** Dataset extract **
>>>>>

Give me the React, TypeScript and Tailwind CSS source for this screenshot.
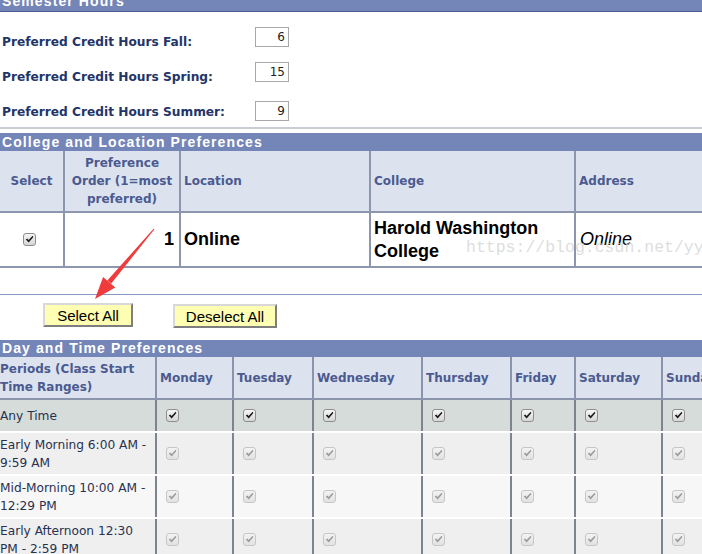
import React from "react";

const periods = [
  { label: "Any Time", any: true },
  { label: "Early Morning 6:00 AM - 9:59 AM", any: false },
  { label: "Mid-Morning 10:00 AM - 12:29 PM", any: false },
  { label: "Early Afternoon 12:30 PM - 2:59 PM", any: false },
];

const days = ["Monday", "Tuesday", "Wednesday", "Thursday", "Friday", "Saturday", "Sunday"];

const rowBg = ["bg-[#d6dcd9]", "bg-[#efefef]", "bg-[#f7f7f7]", "bg-[#efefef]"];
const rowH = ["h-[33px]", "h-[43px]", "h-[43px]", "h-[43px]"];

const Check = ({ dim }: { dim?: boolean }) => (
  <span
    className={
      dim
        ? "flex h-[13px] w-[13px] items-center justify-center rounded-[3px] border border-[#c6c6c6] bg-gradient-to-b from-[#f3f3f3] to-[#e2e2e2]"
        : "flex h-[13px] w-[13px] items-center justify-center rounded-[3px] border border-[#8e8e8e] bg-gradient-to-b from-[#f6f6f6] to-[#d6d6d6]"
    }
  >
    <svg width="9" height="9" viewBox="0 0 9 9">
      <path d="M0.8 4.6 L2.3 3.4 L3.6 5 L7.6 0.8 L8.4 1.9 L3.7 7.6 Z" fill={dim ? "#9c9c9c" : "#1c1c1c"} />
    </svg>
  </span>
);

const SemesterRow = ({ label, value, inputTop, h }: { label: string; value: string; inputTop: string; h: string }) => (
  <div className={`flex ${h}`}>
    <div className="mt-[23px] w-[255px] pl-[2px] text-[12.2px] font-bold leading-[14px] text-[#233468]">{label}</div>
    <div className={`${inputTop} flex h-[20px] w-[34px] items-center justify-end border border-[#a8a8a8] pr-[3px] text-[12px] text-[#222]`}>
      {value}
    </div>
  </div>
);

const Bar = ({ title, cls }: { title: string; cls: string }) => (
  <div
    className={`${cls} flex items-center bg-[#7485b7] px-[2px] font-['Liberation_Sans',Arial,sans-serif] text-[14px] font-bold tracking-[1.1px] text-white`}
  >
    {title}
  </div>
);

export default function App() {
  return (
    <div className="relative h-[554px] w-[702px] overflow-hidden bg-white font-['DejaVu_Sans',Verdana,sans-serif]">
      {/* Semester Hours */}
      <Bar title="Semester Hours" cls="-mt-[8px] h-[20px] border-b border-[#4b5b93]" />
      <SemesterRow label="Preferred Credit Hours Fall:" value="6" inputTop="mt-[15px]" h="h-[35px]" />
      <SemesterRow label="Preferred Credit Hours Spring:" value="15" inputTop="mt-[15px]" h="h-[35px]" />
      <SemesterRow label="Preferred Credit Hours Summer:" value="9" inputTop="mt-[19px]" h="h-[45px]" />
      <div className="h-[2px] bg-[#c9cdd8]" />

      {/* College and Location Preferences */}
      <Bar title="College and Location Preferences" cls="mt-[4px] h-[18px]" />
      <div className="grid h-[62px] grid-cols-[65px_116px_190px_205px_1fr] border-b-2 border-[#8c96af] bg-[#dce3ee] text-[12px] font-bold text-[#4b5a90]">
        <div className="flex items-center justify-center border-r-2 border-[#8c96af]">Select</div>
        <div className="flex items-center justify-center border-r-2 border-[#8c96af] text-center leading-[18px]">
          Preference Order (1=most preferred)
        </div>
        <div className="flex items-center border-r-2 border-[#8c96af] pl-[3px]">Location</div>
        <div className="flex items-center border-r-2 border-[#8c96af] pl-[3px]">College</div>
        <div className="flex items-center pl-[3px]">Address</div>
      </div>
      <div className="grid h-[55px] grid-cols-[65px_116px_190px_205px_1fr] border-b-2 border-[#8c96af] font-['Liberation_Sans',Arial,sans-serif] text-[18px] text-black">
        <div className="flex items-center justify-center border-r-2 border-[#8c96af] pr-[4px]">
          <Check />
        </div>
        <div className="flex items-center justify-end border-r-2 border-[#8c96af] pr-[5px] font-bold">1</div>
        <div className="flex items-center border-r-2 border-[#8c96af] pl-[3px] font-bold">Online</div>
        <div className="flex items-center border-r-2 border-[#8c96af] pl-[3px] font-bold leading-[23px]">
          Harold Washington College
        </div>
        <div className="flex items-center pl-[4px] italic">Online</div>
      </div>
      <div className="mt-[26px] h-px bg-[#8797c3]" />

      {/* Buttons */}
      <div className="mt-[8px] flex h-[25px] items-start font-['Liberation_Sans',Arial,sans-serif] text-[15px] text-black">
        <button className="ml-[43px] h-[24px] w-[90px] border-2 border-t-[#d8d8d8] border-l-[#d8d8d8] border-r-[#7e7e7e] border-b-[#7e7e7e] bg-[#ffffb4] leading-none">
          Select All
        </button>
        <button className="ml-[40px] mt-[1px] h-[24px] w-[104px] border-2 border-t-[#d8d8d8] border-l-[#d8d8d8] border-r-[#7e7e7e] border-b-[#7e7e7e] bg-[#ffffb4] leading-none">
          Deselect All
        </button>
      </div>

      {/* Day and Time Preferences */}
      <Bar title="Day and Time Preferences" cls="mt-[12px] h-[17px]" />
      <div className="grid h-[43px] grid-cols-[157px_77px_80px_109px_89px_64px_87px_1fr] border-b-2 border-[#8a94ad] bg-[#dce3ee] text-[12px] font-bold text-[#4b5a90]">
        <div className="flex items-center border-r-2 border-[#8a94ad] leading-[18px]">Periods (Class Start Time Ranges)</div>
        {days.map((d, i) => (
          <div
            key={d}
            className={`flex items-center pl-[3px] ${i < days.length - 1 ? "border-r-2 border-[#8a94ad]" : ""}`}
          >
            {d}
          </div>
        ))}
      </div>
      {periods.map((p, r) => (
        <div
          key={p.label}
          className={`grid ${rowH[r]} grid-cols-[157px_77px_80px_109px_89px_64px_87px_1fr] border-b-2 border-white ${rowBg[r]} text-[12.2px] text-[#283150]`}
        >
          <div className="flex items-center border-r-2 border-[#7e8391] pr-[4px] leading-[18px]">{p.label}</div>
          {days.map((d, i) => (
            <div
              key={d}
              className={`flex items-center pl-[9px] ${i < days.length - 1 ? "border-r-2 border-[#7e8391]" : ""}`}
            >
              <Check dim={!p.any} />
            </div>
          ))}
        </div>
      ))}

      {/* watermark */}
      <div className="pointer-events-none absolute left-[466px] top-[236px] font-['Liberation_Mono',monospace] text-[16.5px] text-[#d2d2d2]/75">
        https://blog.csdn.net/yy
      </div>

      {/* red arrow */}
      <svg className="pointer-events-none absolute left-0 top-0" width="702" height="554">
        <polygon points="154.4,229.3 153.6,228.7 107.3,280.6 111.1,283.8" fill="#ef3b3b" />
        <polygon points="95,299 103.1,277 115.3,287.4" fill="#ef3b3b" />
      </svg>
    </div>
  );
}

<<<<<

** Prompt **
Which lines contain "React"? Show each of them.

** Reply to the task **
Give me the React, TypeScript and Tailwind CSS source for this screenshot.
import React from "react";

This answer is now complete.